RECORDED DATA
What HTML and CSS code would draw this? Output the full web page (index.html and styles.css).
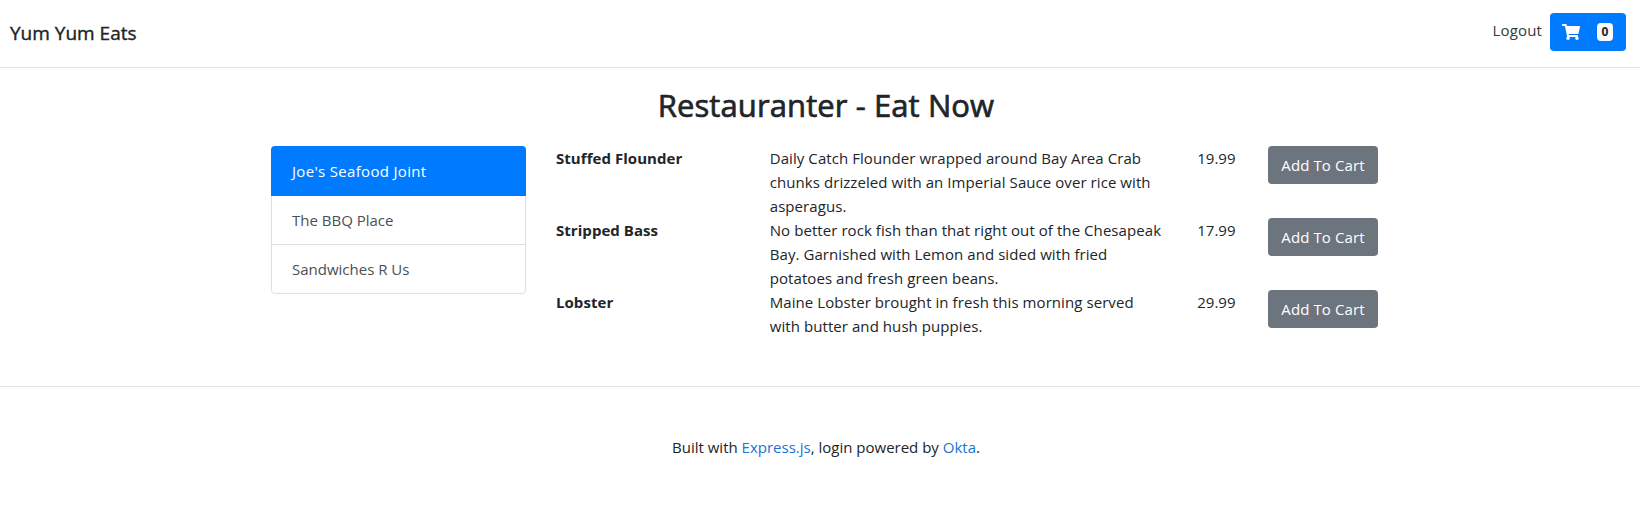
FILE: index.html
```html
<!DOCTYPE html>
<html lang="en">
<head>
<meta charset="utf-8">
<title>Yum Yum Eats</title>
<link rel="stylesheet" href="styles.css">
</head>
<body>
<header class="navbar">
  <h5 class="brand">Yum Yum Eats</h5>
  <a class="logout">Logout</a>
  <button class="btn btn-primary">
    <svg class="cart" viewBox="0 0 576 512" width="18" height="16"><path fill="currentColor" d="M528.12 301.319l47.273-208C578.806 78.301 567.391 64 551.99 64H159.208l-9.166-44.81C147.758 8.021 137.93 0 126.529 0H24C10.745 0 0 10.745 0 24v16c0 13.255 10.745 24 24 24h69.883l70.248 343.435C147.325 417.1 136 435.222 136 456c0 30.928 25.072 56 56 56s56-25.072 56-56c0-15.674-6.447-29.835-16.824-40h209.647C430.447 426.165 424 440.326 424 456c0 30.928 25.072 56 56 56s56-25.072 56-56c0-22.172-12.888-41.332-31.579-50.405l5.517-24.276c3.413-15.018-8.002-29.319-23.403-29.319H218.117l-6.545-32h293.145c11.206 0 20.92-7.754 23.403-18.681z"/></svg>
    <span class="badge">0</span>
  </button>
</header>
<main class="container">
  <h2 class="title">Restauranter - Eat Now</h2>
  <div class="row">
    <nav class="list">
      <a class="item active">Joe's Seafood Joint</a>
      <a class="item">The BBQ Place</a>
      <a class="item">Sandwiches R Us</a>
    </nav>
    <section class="menu">
      <div class="dish">
        <strong class="name">Stuffed Flounder</strong>
        <p class="desc">Daily Catch Flounder wrapped around Bay Area Crab<br>chunks drizzeled with an Imperial Sauce over rice with<br>asperagus.</p>
        <span class="price">19.99</span>
        <button class="btn btn-secondary">Add To Cart</button>
      </div>
      <div class="dish">
        <strong class="name">Stripped Bass</strong>
        <p class="desc">No better rock fish than that right out of the Chesapeak<br>Bay. Garnished with Lemon and sided with fried<br>potatoes and fresh green beans.</p>
        <span class="price">17.99</span>
        <button class="btn btn-secondary">Add To Cart</button>
      </div>
      <div class="dish">
        <strong class="name">Lobster</strong>
        <p class="desc">Maine Lobster brought in fresh this morning served<br>with butter and hush puppies.</p>
        <span class="price">29.99</span>
        <button class="btn btn-secondary">Add To Cart</button>
      </div>
    </section>
  </div>
</main>
<footer class="footer">
  <p>Built with <a>Express.js</a>, login powered by <a>Okta</a>.</p>
</footer>
</body>
</html>
```
FILE: styles.css
```css
* { box-sizing: border-box; }
html { overflow: hidden; }
body {
  margin: 0;
  background: #fff;
  color: #212529;
  font: 400 15px/24px "Open Sans", "Noto Sans", sans-serif;
}
h2, h5, p { margin: 0; }
.navbar {
  display: flex;
  align-items: center;
  height: 68px;
  padding: 0 14px 4px 10px;
  border-bottom: 1px solid #dee2e6;
}
.brand {
  margin-right: auto;
  padding-top: 3px;
  font-size: 19px;
  font-weight: 400;
  -webkit-text-stroke: 0.4px currentColor;
}
.logout {
  margin-right: 8px;
  padding-bottom: 3px;
  color: #343a40;
  letter-spacing: 0.15px;
}
.btn {
  height: 38px;
  border: 0;
  border-radius: 4px;
  color: #fff;
  font: inherit;
  white-space: nowrap;
}
.btn-primary {
  display: flex;
  align-items: center;
  justify-content: space-between;
  width: 76px;
  padding: 0 13px 0 12px;
  background: #007bff;
}
.badge {
  width: 16px;
  height: 18px;
  border-radius: 4px;
  background: #f8f9fa;
  color: #212529;
  font-size: 12px;
  font-weight: 700;
  line-height: 18px;
  text-align: center;
}
.container {
  width: 1140px;
  margin-left: calc(50% - 564px);
  padding: 18px 15px 0;
}
.title {
  margin-bottom: 22px;
  font-size: 31px;
  font-weight: 400;
  line-height: 38px;
  letter-spacing: 0.1px;
  text-align: center;
  -webkit-text-stroke: 0.7px currentColor;
}
.row { display: flex; gap: 30px; align-items: flex-start; }
.list {
  width: 255px;
  border: 1px solid #dfdfdf;
  border-radius: 4px;
}
.item {
  display: block;
  height: 49px;
  padding: 12px 20px;
  border-bottom: 1px solid #dfdfdf;
  color: #495057;
}
.item:last-child { height: 48px; border-bottom: 0; }
.active {
  height: 50px;
  margin: -1px -1px 0;
  padding: 13px 21px;
  border: 0;
  border-radius: 4px 4px 0 0;
  background: #007bff;
  color: #fff;
  letter-spacing: 0.32px;
}
.menu { width: 825px; }
.dish {
  display: grid;
  grid-template-columns: 213.75px 427.5px 70.75px 110px;
  align-items: start;
  min-height: 72px;
}
.desc { white-space: nowrap; letter-spacing: 0.07px; }
.name { letter-spacing: 0.05px; }
.btn-secondary { background: #6c757d; padding: 0; letter-spacing: 0.1px; }
.footer {
  margin-top: 24px;
  padding: 48px 0 0 12px;
  border-top: 1px solid #dee2e6;
  text-align: center;
}
.footer a { color: #2073d4; }
```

SHORT TASK
Search the lines for the string "this" and copy every line that has it.

EXPECTED ANSWER
What HTML and CSS code would draw this? Output the full web page (index.html and styles.css).
        <p class="desc">Maine Lobster brought in fresh this morning served<br>with butter and hush puppies.</p>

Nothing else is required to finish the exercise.